I'm finding good SIMD (AVX2, AVX512) library with C/C++ interface (C preferred) to process big arrays of signed and unsigned big integers (mainly, 128, 256, 512 bit wides).
SIMD parallelization, obviously, must work on the array level, not on a paticular big integer value level, where it has no big sence due to limb dependency as a result of carry propagation.

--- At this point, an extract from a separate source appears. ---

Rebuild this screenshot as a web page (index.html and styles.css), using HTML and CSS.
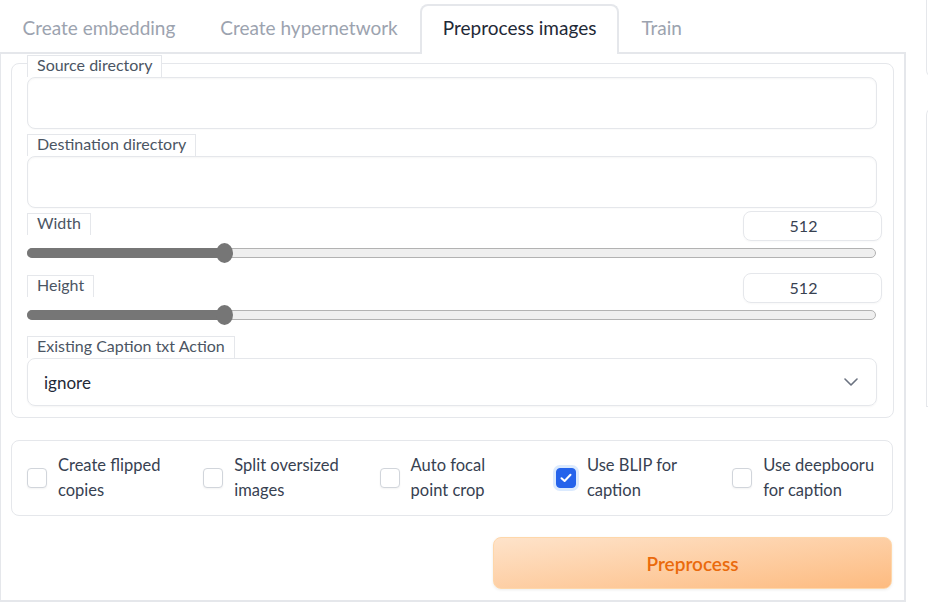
FILE: index.html
```html
<!DOCTYPE html>
<html>
<head>
<meta charset="utf-8">
<link rel="stylesheet" href="styles.css">
</head>
<body>
<div class="page">
  <div class="main">
    <div class="tabs">
      <button class="tab">Create embedding</button>
      <button class="tab">Create hypernetwork</button>
      <button class="tab active">Preprocess images</button>
      <button class="tab">Train</button>
    </div>
    <div class="panel">
      <div class="group">
        <div class="field first">
          <span class="label">Source directory</span>
          <div class="textbox"></div>
        </div>
        <div class="field">
          <span class="label">Destination directory</span>
          <div class="textbox"></div>
        </div>
        <div class="slider-field">
          <div class="slider-head">
            <span class="label">Width</span>
            <div class="number">512</div>
          </div>
          <div class="track"><div class="fill" style="width:23.4%"><span class="thumb"></span></div></div>
        </div>
        <div class="slider-field second">
          <div class="slider-head">
            <span class="label">Height</span>
            <div class="number">512</div>
          </div>
          <div class="track"><div class="fill" style="width:23.4%"><span class="thumb"></span></div></div>
        </div>
        <div class="field caption">
          <span class="label">Existing Caption txt Action</span>
          <div class="dropdown">
            <span>ignore</span>
            <svg class="chevron" width="14" height="8" viewBox="0 0 14 8"><path d="M1 1 L7 7 L13 1" fill="none" stroke="#6b7280" stroke-width="1.6" stroke-linecap="round" stroke-linejoin="round"/></svg>
          </div>
        </div>
      </div>

      <div class="checks">
        <label class="check"><span class="box"></span><span class="text">Create flipped<br>copies</span></label>
        <label class="check"><span class="box"></span><span class="text">Split oversized<br>images</span></label>
        <label class="check"><span class="box"></span><span class="text">Auto focal<br>point crop</span></label>
        <label class="check"><span class="box checked"><svg width="12" height="10" viewBox="0 0 12 10"><path d="M1.5 5.2 L4.6 8 L10.5 1.8" fill="none" stroke="#fff" stroke-width="2" stroke-linecap="round" stroke-linejoin="round"/></svg></span><span class="text">Use BLIP for<br>caption</span></label>
        <label class="check"><span class="box"></span><span class="text">Use deepbooru<br>for caption</span></label>
      </div>

      <div class="actions">
        <button class="primary">Preprocess</button>
      </div>
    </div>
  </div>
  <div class="side">
    <div class="side-box top"></div>
    <div class="side-box next"></div>
  </div>
</div>
</body>
</html>
```

FILE: styles.css
```css
* { box-sizing: border-box; }
html, body { margin: 0; padding: 0; background: #fff; }
body {
  font-family: "Source Sans Pro", Lato, "Noto Sans", sans-serif;
  color: #374151;
  overflow: hidden;
}
.page { display: flex; align-items: flex-start; }
.main { width: 906px; flex: none; }

.tabs {
  display: flex;
  height: 52px;
  padding-top: 4px;
  position: relative;
  z-index: 1;
}
.tab {
  height: 48px;
  padding: 0 20.5px 3px;
  border: 2px solid transparent;
  border-bottom: none;
  border-radius: 8px 8px 0 0;
  background: transparent;
  font-family: inherit;
  font-size: 19px;
  color: #9ca3af;
  display: flex;
  align-items: center;
  cursor: pointer;
}
.tab.active {
  height: 50px;
  margin-bottom: -2px;
  border-color: #e5e7eb;
  background: #fff;
  color: #1f2937;
  padding-bottom: 5px;
}

.panel {
  border: 2px solid #e5e7eb;
  border-left-width: 1px;
  padding: 0 0 11px;
  background: #fff;
}

.group {
  margin: 9px 10px 0;
  border: 1px solid #e5e7eb;
  border-radius: 8px;
  padding: 0 16px 11px 15px;
}
.label {
  display: inline-block;
  height: 22px;
  line-height: 18px;
  padding: 0 9px;
  border: 1px solid #e5e7eb;
  border-bottom: none;
  background: #fff;
  font-size: 16px;
  color: #4b5563;
  vertical-align: top;
}
.field { margin-top: 5px; }
.field.first { margin-top: -9px; }
.field .label { display: block; width: max-content; }
.textbox {
  height: 52px;
  border: 1px solid #e5e7eb;
  border-radius: 8px;
  box-shadow: inset 0 1px 2px rgba(0,0,0,0.04), 0 1px 1px rgba(0,0,0,0.02);
  background: #fff;
}

.slider-field { margin-top: 3px; }
.slider-field.second { margin-top: 15px; }
.slider-head {
  display: flex;
  justify-content: space-between;
  align-items: flex-start;
}
.slider-head .label { margin-top: 2px; }
.number {
  width: 139px;
  height: 30px;
  margin-right: -5px;
  padding-right: 18px;
  border: 1px solid #e5e7eb;
  border-radius: 8px;
  text-align: center;
  line-height: 28px;
  font-size: 16px;
  color: #374151;
  box-shadow: 0 1px 2px rgba(0,0,0,0.03);
}
.track {
  margin-top: 7px;
  height: 10px;
  border: 1px solid #b2b2b2;
  border-radius: 5px;
  background: #efefef;
  margin-right: 1px;
}
.fill {
  height: 10px;
  margin: -1px 0 0 -1px;
  background: #767676;
  border-radius: 5px 0 0 5px;
  position: relative;
}
.thumb {
  position: absolute;
  right: -8px;
  top: -5px;
  width: 17px;
  height: 20px;
  border-radius: 50%;
  background: #767676;
}

.field.caption { margin-top: 16px; }
.dropdown {
  height: 48px;
  border: 1px solid #e5e7eb;
  border-radius: 8px;
  box-shadow: 0 1px 2px rgba(0,0,0,0.04);
  display: flex;
  align-items: center;
  justify-content: space-between;
  padding: 0 18px 0 16px;
  font-size: 17px;
  color: #1f2937;
}

.checks {
  margin: 22px 11px 0 10px;
  height: 76px;
  border: 1px solid #e5e7eb;
  border-radius: 8px;
  padding: 0 16px 0 15px;
  display: grid;
  grid-template-columns: repeat(5, 1fr);
  column-gap: 32.5px;
  align-items: center;
}
.check {
  display: flex;
  align-items: center;
  gap: 11px;
  font-size: 16.5px;
  line-height: 25px;
  color: #374151;
  white-space: nowrap;
}
.check .text { margin-top: -1px; }
.box {
  width: 20px;
  height: 20px;
  flex: none;
  border: 1px solid #d1d5db;
  border-radius: 4px;
  background: #fff;
  box-shadow: 0 1px 2px rgba(0,0,0,0.05);
  display: flex;
  align-items: center;
  justify-content: center;
}
.box.checked {
  background: #2563eb;
  border-color: #2563eb;
  box-shadow: 0 0 0 3px #dbeafe;
}

.actions {
  display: flex;
  justify-content: flex-end;
  margin: 21px 12px 0 0;
}
.primary {
  width: 399px;
  height: 52px;
  border: 1px solid #fed7aa;
  border-radius: 8px;
  background: linear-gradient(to bottom right, #fee3ca, #fdbb80);
  box-shadow: 0 1px 3px rgba(0,0,0,0.08);
  font-family: inherit;
  font-size: 19px;
  font-weight: 600;
  color: #ea6a0c;
  cursor: pointer;
}

.side { margin-left: 20px; flex: none; width: 40px; }
.side-box {
  border: 1px solid #e5e7eb;
  border-right: none;
  background: #fff;
}
.side-box.top { height: 78px; border-top: none; border-radius: 0 0 0 8px; }
.side-box.next { height: 300px; margin-top: 29px; border-radius: 8px 0 0 0; }
```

I want to process big integers arrays by 4-element chunks in so-called "deinterleaved" format, e.g.:
// 4-element vector of 128-bit integers
// a2lo means third (index=2) sequential i128 element's low (lo) qword.
//
// Sequential (low-high parts interleaved) format:
// ymm0: a1hi a1lo a0hi a0lo
// ymm1: a3hi a3lo a2hi a2lo
//
// Deinterleaved format:
// ymm0: a3lo a2lo a1lo a0lo // low qwords
// ymm1: a3hi a2hi a1hi a0hi // high qwords
struct sbi_i128v4_t {
__m256i y[2];
};
// 4-element vector of 256-bit integers
// a2[0] means third (index=2) sequential i256 element's low ([index=0]) qword.
//
// Deinterleaved format:
// ymm0: a3[0] a2[0] a1[0] a0[0] // low qwords
// .......................
// ymm3: a3[3] a2[3] a1[3] a0[3] // high qwords
union sbi_i256v4_t {
__m256i y[4];
struct { sbi_i128v4_t lo, hi; };
};
My rough estimation shows that SIMDing such processing is worth to be, especially with AVX512.
Does someone know any candidates? Thanks in advance.